### Material

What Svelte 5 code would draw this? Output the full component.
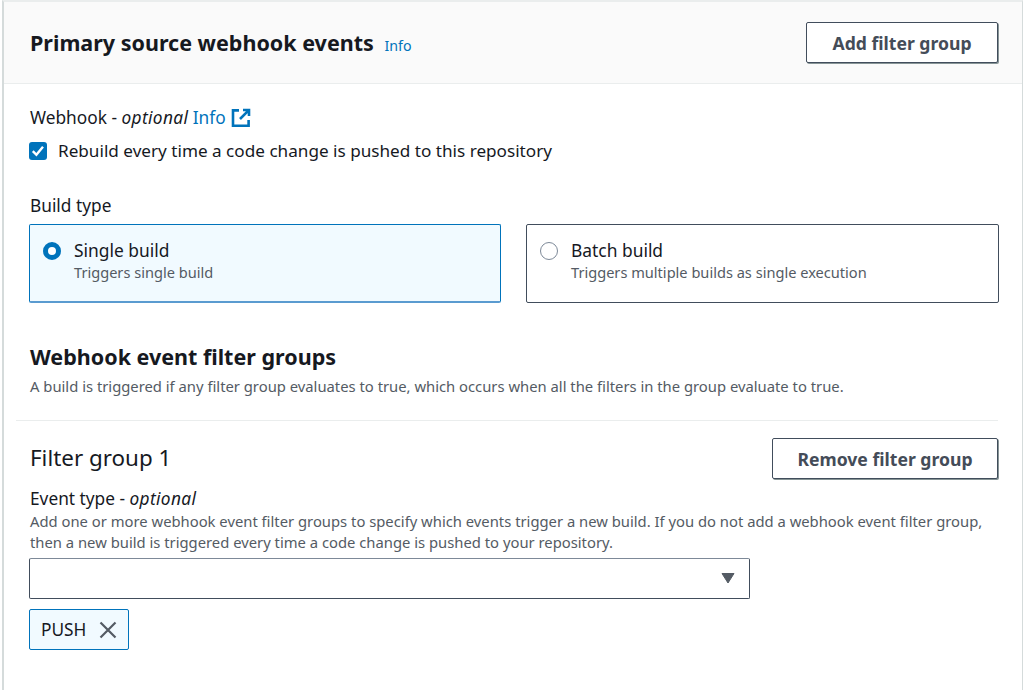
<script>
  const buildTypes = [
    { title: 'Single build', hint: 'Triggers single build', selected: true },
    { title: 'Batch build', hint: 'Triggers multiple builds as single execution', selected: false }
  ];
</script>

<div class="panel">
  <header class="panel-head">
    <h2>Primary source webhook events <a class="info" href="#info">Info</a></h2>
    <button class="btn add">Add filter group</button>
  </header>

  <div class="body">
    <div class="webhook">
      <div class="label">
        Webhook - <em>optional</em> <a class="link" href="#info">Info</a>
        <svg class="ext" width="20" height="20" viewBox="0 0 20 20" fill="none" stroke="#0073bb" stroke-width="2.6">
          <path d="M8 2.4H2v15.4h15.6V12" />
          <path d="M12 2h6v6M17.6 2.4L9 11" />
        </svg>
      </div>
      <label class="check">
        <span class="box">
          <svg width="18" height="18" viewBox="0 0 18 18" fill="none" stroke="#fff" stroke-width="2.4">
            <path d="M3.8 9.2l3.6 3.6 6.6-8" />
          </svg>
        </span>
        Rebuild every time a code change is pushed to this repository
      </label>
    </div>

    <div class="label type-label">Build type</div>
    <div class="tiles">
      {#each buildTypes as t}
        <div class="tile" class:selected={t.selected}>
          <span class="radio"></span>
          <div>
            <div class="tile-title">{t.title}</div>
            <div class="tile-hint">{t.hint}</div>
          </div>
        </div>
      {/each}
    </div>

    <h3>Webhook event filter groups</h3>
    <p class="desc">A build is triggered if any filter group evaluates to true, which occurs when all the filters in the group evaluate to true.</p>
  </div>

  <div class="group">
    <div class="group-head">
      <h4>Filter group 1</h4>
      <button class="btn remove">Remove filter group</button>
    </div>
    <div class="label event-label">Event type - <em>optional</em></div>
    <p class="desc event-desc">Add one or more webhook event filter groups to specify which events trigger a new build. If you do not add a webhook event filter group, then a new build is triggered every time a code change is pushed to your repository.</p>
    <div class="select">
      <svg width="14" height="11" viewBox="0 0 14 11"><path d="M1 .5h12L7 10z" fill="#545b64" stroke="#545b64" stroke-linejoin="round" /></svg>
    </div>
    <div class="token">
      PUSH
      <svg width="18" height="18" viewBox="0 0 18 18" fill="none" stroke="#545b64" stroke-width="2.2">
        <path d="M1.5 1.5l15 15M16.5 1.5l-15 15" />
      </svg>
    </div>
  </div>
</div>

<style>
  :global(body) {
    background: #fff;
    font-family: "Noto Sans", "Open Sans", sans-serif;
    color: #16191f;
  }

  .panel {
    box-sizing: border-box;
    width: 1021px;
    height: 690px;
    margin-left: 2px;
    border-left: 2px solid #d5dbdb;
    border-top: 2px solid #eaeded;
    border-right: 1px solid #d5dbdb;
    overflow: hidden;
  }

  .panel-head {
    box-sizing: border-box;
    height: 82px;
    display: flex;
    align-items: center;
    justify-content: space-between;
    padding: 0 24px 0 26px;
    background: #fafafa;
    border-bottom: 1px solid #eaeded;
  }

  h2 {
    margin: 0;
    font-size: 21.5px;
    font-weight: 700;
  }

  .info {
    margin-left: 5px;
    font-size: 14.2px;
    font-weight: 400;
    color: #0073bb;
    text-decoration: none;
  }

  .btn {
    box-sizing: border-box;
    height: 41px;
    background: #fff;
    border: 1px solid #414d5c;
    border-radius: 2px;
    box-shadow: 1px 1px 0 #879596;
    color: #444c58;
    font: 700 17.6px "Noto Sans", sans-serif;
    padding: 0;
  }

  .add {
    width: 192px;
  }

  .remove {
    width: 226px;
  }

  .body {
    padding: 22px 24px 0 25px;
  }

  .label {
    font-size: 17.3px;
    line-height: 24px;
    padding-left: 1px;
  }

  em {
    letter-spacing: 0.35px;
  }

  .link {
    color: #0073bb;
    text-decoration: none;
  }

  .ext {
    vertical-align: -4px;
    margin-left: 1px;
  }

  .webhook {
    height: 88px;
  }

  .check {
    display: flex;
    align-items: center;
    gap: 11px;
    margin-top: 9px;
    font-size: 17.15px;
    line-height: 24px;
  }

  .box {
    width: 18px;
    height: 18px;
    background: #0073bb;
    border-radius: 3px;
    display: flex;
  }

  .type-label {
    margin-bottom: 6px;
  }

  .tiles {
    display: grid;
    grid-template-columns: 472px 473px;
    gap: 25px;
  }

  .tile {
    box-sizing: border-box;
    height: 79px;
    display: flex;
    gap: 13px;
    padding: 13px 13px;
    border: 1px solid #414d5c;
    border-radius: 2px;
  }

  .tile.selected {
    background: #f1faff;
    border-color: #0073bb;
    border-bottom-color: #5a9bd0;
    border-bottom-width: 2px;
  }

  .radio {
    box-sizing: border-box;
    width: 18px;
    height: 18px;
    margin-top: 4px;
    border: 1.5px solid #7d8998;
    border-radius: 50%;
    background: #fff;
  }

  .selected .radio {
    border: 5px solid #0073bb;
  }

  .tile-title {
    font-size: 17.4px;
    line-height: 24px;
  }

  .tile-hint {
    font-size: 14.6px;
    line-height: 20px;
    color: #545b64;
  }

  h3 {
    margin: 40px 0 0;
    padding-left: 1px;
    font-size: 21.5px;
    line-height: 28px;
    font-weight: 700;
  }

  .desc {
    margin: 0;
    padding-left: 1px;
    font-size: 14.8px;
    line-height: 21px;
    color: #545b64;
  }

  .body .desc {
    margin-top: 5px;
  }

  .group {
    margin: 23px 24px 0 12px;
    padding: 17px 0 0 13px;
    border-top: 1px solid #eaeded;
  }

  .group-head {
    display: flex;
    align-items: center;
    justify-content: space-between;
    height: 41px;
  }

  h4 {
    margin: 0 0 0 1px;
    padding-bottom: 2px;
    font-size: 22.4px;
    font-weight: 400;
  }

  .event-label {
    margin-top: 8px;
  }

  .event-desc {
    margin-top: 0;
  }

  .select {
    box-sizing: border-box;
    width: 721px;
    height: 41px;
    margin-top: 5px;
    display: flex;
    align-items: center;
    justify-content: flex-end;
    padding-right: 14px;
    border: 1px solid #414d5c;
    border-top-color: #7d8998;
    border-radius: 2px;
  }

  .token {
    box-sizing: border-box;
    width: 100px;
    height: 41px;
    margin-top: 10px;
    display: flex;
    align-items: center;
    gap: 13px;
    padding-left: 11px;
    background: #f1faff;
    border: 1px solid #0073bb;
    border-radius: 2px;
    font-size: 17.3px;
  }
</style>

######

- **Short problem**
Your copy of the data should match it exactly, except that pictures are left out.

- **The completed task**
What Svelte 5 code would draw this? Output the full component.
<script>
  const buildTypes = [
    { title: 'Single build', hint: 'Triggers single build', selected: true },
    { title: 'Batch build', hint: 'Triggers multiple builds as single execution', selected: false }
  ];
</script>

<div class="panel">
  <header class="panel-head">
    <h2>Primary source webhook events <a class="info" href="#info">Info</a></h2>
    <button class="btn add">Add filter group</button>
  </header>

  <div class="body">
    <div class="webhook">
      <div class="label">
        Webhook - <em>optional</em> <a class="link" href="#info">Info</a>
        <svg class="ext" width="20" height="20" viewBox="0 0 20 20" fill="none" stroke="#0073bb" stroke-width="2.6">
          <path d="M8 2.4H2v15.4h15.6V12" />
          <path d="M12 2h6v6M17.6 2.4L9 11" />
        </svg>
      </div>
      <label class="check">
        <span class="box">
          <svg width="18" height="18" viewBox="0 0 18 18" fill="none" stroke="#fff" stroke-width="2.4">
            <path d="M3.8 9.2l3.6 3.6 6.6-8" />
          </svg>
        </span>
        Rebuild every time a code change is pushed to this repository
      </label>
    </div>

    <div class="label type-label">Build type</div>
    <div class="tiles">
      {#each buildTypes as t}
        <div class="tile" class:selected={t.selected}>
          <span class="radio"></span>
          <div>
            <div class="tile-title">{t.title}</div>
            <div class="tile-hint">{t.hint}</div>
          </div>
        </div>
      {/each}
    </div>

    <h3>Webhook event filter groups</h3>
    <p class="desc">A build is triggered if any filter group evaluates to true, which occurs when all the filters in the group evaluate to true.</p>
  </div>

  <div class="group">
    <div class="group-head">
      <h4>Filter group 1</h4>
      <button class="btn remove">Remove filter group</button>
    </div>
    <div class="label event-label">Event type - <em>optional</em></div>
    <p class="desc event-desc">Add one or more webhook event filter groups to specify which events trigger a new build. If you do not add a webhook event filter group, then a new build is triggered every time a code change is pushed to your repository.</p>
    <div class="select">
      <svg width="14" height="11" viewBox="0 0 14 11"><path d="M1 .5h12L7 10z" fill="#545b64" stroke="#545b64" stroke-linejoin="round" /></svg>
    </div>
    <div class="token">
      PUSH
      <svg width="18" height="18" viewBox="0 0 18 18" fill="none" stroke="#545b64" stroke-width="2.2">
        <path d="M1.5 1.5l15 15M16.5 1.5l-15 15" />
      </svg>
    </div>
  </div>
</div>

<style>
  :global(body) {
    background: #fff;
    font-family: "Noto Sans", "Open Sans", sans-serif;
    color: #16191f;
  }

  .panel {
    box-sizing: border-box;
    width: 1021px;
    height: 690px;
    margin-left: 2px;
    border-left: 2px solid #d5dbdb;
    border-top: 2px solid #eaeded;
    border-right: 1px solid #d5dbdb;
    overflow: hidden;
  }

  .panel-head {
    box-sizing: border-box;
    height: 82px;
    display: flex;
    align-items: center;
    justify-content: space-between;
    padding: 0 24px 0 26px;
    background: #fafafa;
    border-bottom: 1px solid #eaeded;
  }

  h2 {
    margin: 0;
    font-size: 21.5px;
    font-weight: 700;
  }

  .info {
    margin-left: 5px;
    font-size: 14.2px;
    font-weight: 400;
    color: #0073bb;
    text-decoration: none;
  }

  .btn {
    box-sizing: border-box;
    height: 41px;
    background: #fff;
    border: 1px solid #414d5c;
    border-radius: 2px;
    box-shadow: 1px 1px 0 #879596;
    color: #444c58;
    font: 700 17.6px "Noto Sans", sans-serif;
    padding: 0;
  }

  .add {
    width: 192px;
  }

  .remove {
    width: 226px;
  }

  .body {
    padding: 22px 24px 0 25px;
  }

  .label {
    font-size: 17.3px;
    line-height: 24px;
    padding-left: 1px;
  }

  em {
    letter-spacing: 0.35px;
  }

  .link {
    color: #0073bb;
    text-decoration: none;
  }

  .ext {
    vertical-align: -4px;
    margin-left: 1px;
  }

  .webhook {
    height: 88px;
  }

  .check {
    display: flex;
    align-items: center;
    gap: 11px;
    margin-top: 9px;
    font-size: 17.15px;
    line-height: 24px;
  }

  .box {
    width: 18px;
    height: 18px;
    background: #0073bb;
    border-radius: 3px;
    display: flex;
  }

  .type-label {
    margin-bottom: 6px;
  }

  .tiles {
    display: grid;
    grid-template-columns: 472px 473px;
    gap: 25px;
  }

  .tile {
    box-sizing: border-box;
    height: 79px;
    display: flex;
    gap: 13px;
    padding: 13px 13px;
    border: 1px solid #414d5c;
    border-radius: 2px;
  }

  .tile.selected {
    background: #f1faff;
    border-color: #0073bb;
    border-bottom-color: #5a9bd0;
    border-bottom-width: 2px;
  }

  .radio {
    box-sizing: border-box;
    width: 18px;
    height: 18px;
    margin-top: 4px;
    border: 1.5px solid #7d8998;
    border-radius: 50%;
    background: #fff;
  }

  .selected .radio {
    border: 5px solid #0073bb;
  }

  .tile-title {
    font-size: 17.4px;
    line-height: 24px;
  }

  .tile-hint {
    font-size: 14.6px;
    line-height: 20px;
    color: #545b64;
  }

  h3 {
    margin: 40px 0 0;
    padding-left: 1px;
    font-size: 21.5px;
    line-height: 28px;
    font-weight: 700;
  }

  .desc {
    margin: 0;
    padding-left: 1px;
    font-size: 14.8px;
    line-height: 21px;
    color: #545b64;
  }

  .body .desc {
    margin-top: 5px;
  }

  .group {
    margin: 23px 24px 0 12px;
    padding: 17px 0 0 13px;
    border-top: 1px solid #eaeded;
  }

  .group-head {
    display: flex;
    align-items: center;
    justify-content: space-between;
    height: 41px;
  }

  h4 {
    margin: 0 0 0 1px;
    padding-bottom: 2px;
    font-size: 22.4px;
    font-weight: 400;
  }

  .event-label {
    margin-top: 8px;
  }

  .event-desc {
    margin-top: 0;
  }

  .select {
    box-sizing: border-box;
    width: 721px;
    height: 41px;
    margin-top: 5px;
    display: flex;
    align-items: center;
    justify-content: flex-end;
    padding-right: 14px;
    border: 1px solid #414d5c;
    border-top-color: #7d8998;
    border-radius: 2px;
  }

  .token {
    box-sizing: border-box;
    width: 100px;
    height: 41px;
    margin-top: 10px;
    display: flex;
    align-items: center;
    gap: 13px;
    padding-left: 11px;
    background: #f1faff;
    border: 1px solid #0073bb;
    border-radius: 2px;
    font-size: 17.3px;
  }
</style>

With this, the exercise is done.